Sarri oggi è fuori moda. Se non vinci, sei uno sfigato. E se parli di fatturato, vieni pure preso per il culo dai dinosauri dei salotti televisivi, prezzolati o meno che siano. Poco importa se di fatturati parla anche lo stesso Ancelotti, che di squadre paperose se ne intende eccome. Poco importa che un Leicester non fa primavera. Poco importa che l’unico Napoli vincente della Storia era illuminato da la zurda inmortal di un calciatore finora senza eguali.
Eppure, una vittoria del Napoli, oltre che sogno di tutti i tifosi azzurri, farebbe bene a tutto il movimento calcistico italiano.

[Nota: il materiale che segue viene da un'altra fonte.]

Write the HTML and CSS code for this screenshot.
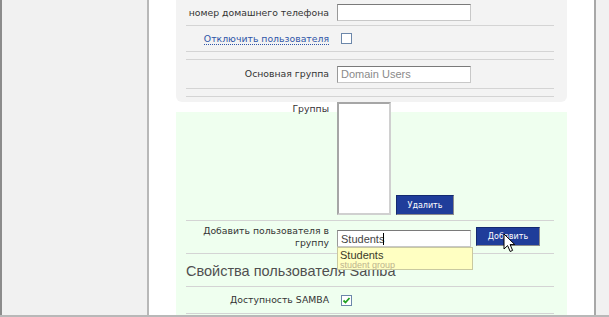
FILE: index.html
```html
<!DOCTYPE html>
<html lang="ru">
<head>
    <meta charset="UTF-8">
    <title>Пользователь</title>
    <link rel="stylesheet" href="styles.css">
</head>
<body>
    <div class="window">
        <div class="sidebar"></div>

        <div class="main">
            <div class="panel grey">
                <div class="row r25">
                    <div class="label">номер домашнего телефона</div>
                    <div class="field"><input class="text" type="text"></div>
                </div>
                <div class="row r25">
                    <div class="label"><a href="#" class="link">Отключить пользователя</a></div>
                    <div class="field"><span class="check"></span></div>
                </div>
                <div class="row spacer"></div>
                <div class="row r28">
                    <div class="label">Основная группа</div>
                    <div class="field"><input class="text" type="text" placeholder="Domain Users"></div>
                </div>
                <div class="row spacer"></div>
            </div>

            <div class="panel green">
                <div class="row groups">
                    <div class="label">Группы</div>
                    <div class="field">
                        <div class="listbox"></div>
                        <button class="btn">Удалить</button>
                    </div>
                </div>
                <div class="row r32">
                    <div class="label">Добавить пользователя в<br>группу</div>
                    <div class="field">
                        <div class="combo">
                            <input class="text" type="text" value="Students"><span class="caret"></span>
                            <div class="suggest">
                                <div class="s-name">Students</div>
                                <div class="s-desc">student group</div>
                            </div>
                        </div>
                        <div class="btn-wrap">
                            <button class="btn add-btn">Добавить</button>
                            <svg class="cursor" width="13" height="20" viewBox="0 0 13 20">
                                <path d="M1 1 L1 16 L4.6 12.6 L7.2 18.5 L9.6 17.4 L7.1 11.6 L11.8 11.6 Z" fill="#fff" stroke="#000" stroke-width="1" stroke-linejoin="round"/>
                            </svg>
                        </div>
                    </div>
                </div>
                <div class="row heading">
                    <h2>Свойства пользователя Samba</h2>
                </div>
                <div class="row r26">
                    <div class="label">Доступность SAMBA</div>
                    <div class="field">
                        <span class="check checked">
                            <svg width="9" height="9" viewBox="0 0 9 9"><path d="M1.5 4.5 L3.5 6.5 L7.5 2" fill="none" stroke="#21a121" stroke-width="1.8"/></svg>
                        </span>
                    </div>
                </div>
            </div>
        </div>

        <div class="rightbar"></div>
    </div>
</body>
</html>
```

FILE: styles.css
```css
html, body {
    margin: 0;
    padding: 0;
    background: #ffffff;
}
body {
    font-family: 'DejaVu Sans', Verdana, sans-serif;
    font-size: 9.3px;
    color: #333;
}
.window {
    display: flex;
    height: 315px;
    border-bottom: 2px solid #b8b8b8;
    overflow: hidden;
}
.sidebar {
    width: 145px;
    border-left: 2px solid #8c8c8c;
    border-right: 2px solid #b8b8b8;
    background: #f1f1f1;
}
.main {
    flex: 1;
    padding: 0 27px;
    background: #fff;
}
.rightbar {
    width: 13px;
    border-left: 2px solid #a8a8a8;
    background: #f1f1f1;
}
.panel {
    padding: 0 13px 0 10px;
}
.panel.grey {
    background: #f3f3f3;
    padding-bottom: 5px;
    border-radius: 0 0 6px 6px;
}
.panel.green {
    display: flow-root;
    background: #efffef;
    margin-top: 10px;
    height: 300px;
}
.row {
    display: grid;
    grid-template-columns: 143px 1fr;
    column-gap: 8px;
    align-items: center;
    border-bottom: 1px solid #d4d4d4;
}
.row.r25 { height: 25px; }
.row.r26 { height: 26px; }
.row.r28 { height: 28px; }
.row.r32 { height: 32px; }
.row.spacer { height: 7px; }
.label {
    text-align: right;
    line-height: 12px;
}
.field {
    display: flex;
    align-items: center;
}
.link {
    color: #2f55a8;
    text-decoration: none;
    border-bottom: 1px dotted #2f55a8;
}
.text {
    width: 134px;
    height: 17px;
    box-sizing: border-box;
    margin: 0;
    padding: 0 3px;
    border: 1px solid #999;
    border-top-color: #7a7a7a;
    border-right-color: #c8c8c8;
    border-bottom-color: #c8c8c8;
    background: #fff;
    font-family: 'Liberation Sans', Arial, sans-serif;
    font-size: 11px;
    color: #444;
    outline: none;
}
.text::placeholder {
    color: #8a8a8a;
}
.check {
    display: inline-flex;
    align-items: center;
    justify-content: center;
    width: 11px;
    height: 11px;
    box-sizing: border-box;
    margin-left: 4px;
    border: 1px solid #6c87aa;
    background: #fff;
}
.row.groups {
    margin-top: -10px;
    height: 118px;
    align-items: start;
}
.groups .label {
    padding-top: 1px;
}
.groups .field {
    align-items: flex-end;
    height: 113px;
}
.listbox {
    width: 54px;
    height: 113px;
    box-sizing: border-box;
    border: 2px solid #a6a6a6;
    border-right-color: #d0d0d0;
    border-bottom-color: #d0d0d0;
    background: #fff;
}
.btn {
    height: 20px;
    box-sizing: border-box;
    border: 1px solid #132a70;
    border-right-color: #8c8c8c;
    border-bottom-color: #8c8c8c;
    background: #1f3d9a;
    color: #fff;
    font-family: 'DejaVu Sans', Verdana, sans-serif;
    font-size: 8px;
    padding: 0;
    margin-left: 5px;
    width: 58px;
    cursor: pointer;
}
.combo {
    position: relative;
    display: flex;
    align-items: center;
    margin-top: 3px;
}
.caret {
    position: absolute;
    left: 46px;
    top: 3px;
    width: 1px;
    height: 12px;
    background: #000;
}
.suggest {
    position: absolute;
    left: 0;
    top: 17px;
    width: 136px;
    height: 23px;
    box-sizing: border-box;
    border: 1px solid #c9c9a0;
    background: #ffffc2;
    padding: 1px 2px;
    z-index: 2;
    font-family: 'Liberation Sans', Arial, sans-serif;
}
.s-name {
    font-size: 11px;
    line-height: 12px;
    color: #3a3a2a;
}
.s-desc {
    font-size: 9px;
    line-height: 9px;
    color: #bdb38e;
}
.btn-wrap {
    position: relative;
    margin-top: -2px;
}
.add-btn {
    width: 64px;
    height: 19px;
}
.cursor {
    position: absolute;
    left: 32px;
    top: 6px;
}
.row.heading {
    display: flex;
    align-items: center;
    height: 32px;
}
h2 {
    margin: 0;
    font-family: 'Liberation Sans', Arial, sans-serif;
    font-size: 14.5px;
    font-weight: normal;
    color: #505050;
    padding-top: 2px;
}
.check.checked svg {
    display: block;
}
```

Un’Italia che esporta come modello vincente la Juventus (questa Juventus) sarebbe un elemento positivo per il nostro Calcio, in quanto trainante. Ma non farebbe che confermare tutto ciò che all’estero già si pensa dell’Italia e dei suoi stilemi di gioco. Un Sarri scudettato (e, perchè no, competitivo anche fuori confine) rappresenterebbe una rivoluzione copernicana. E’ dai tempi di Sacchi che non si vede il campionato vinto da una squadra con grande continuità di gioco. Con una differenza di risorse economiche (aridaje) indicibile.

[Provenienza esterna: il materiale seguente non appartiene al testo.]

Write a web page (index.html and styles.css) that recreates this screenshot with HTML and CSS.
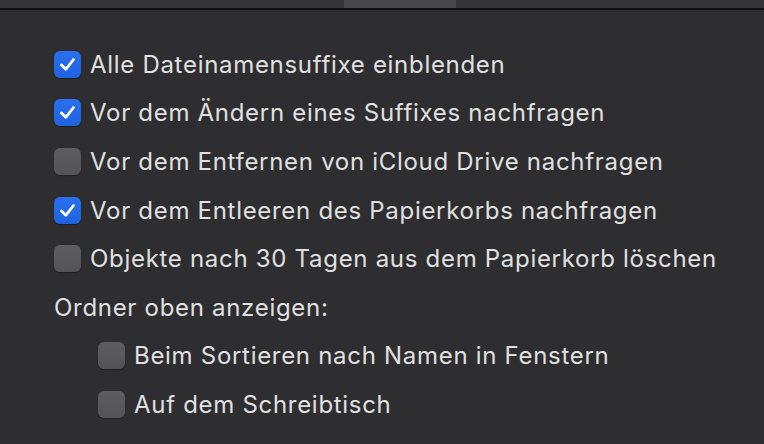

Forse siamo troppo ottimisti, ma a tutto ciò potrebbe arrivarci persino Borghezio. Pardon, Tavecchio.
E la narrazione di un Napoli fallimentare, o anche solo incompiuto, per mancanza di trofei, costituirebbe la miglior parte monografica di un ipotetico esame universitario in “Banalità applicata al Calcio” (e fioccherebbero i 30 e lode). Il Napoli non deve vincere, come recita uno dei tanti stantii cori curvaioli. Questo Napoli può vincere. Ed è una differenza di fondo abissale.
Bisogna imparare a godere di ciò che si ha e si è. Se tutto ciò è bello. Anche se potremmo avere ed essere di più. Attenzione, godere. Che non è accontentarsi. Ma essere completamente centrati nella pienezza del momento. Che fino a due secondi prima, avevamo ed eravamo Aglietti, Caccia, Ulivieri e “turcimienti ‘e stentin e jastemme”.
E alla fine… chi pensa che “vincere non è importante, ma è l’unica cosa che blablabla” è juventino dentro. Può ostentare quanto vuole tutti gli “Juve merda” del mondo, ma rimarrà sempre come quegli omofobi dall’omosessualità repressa.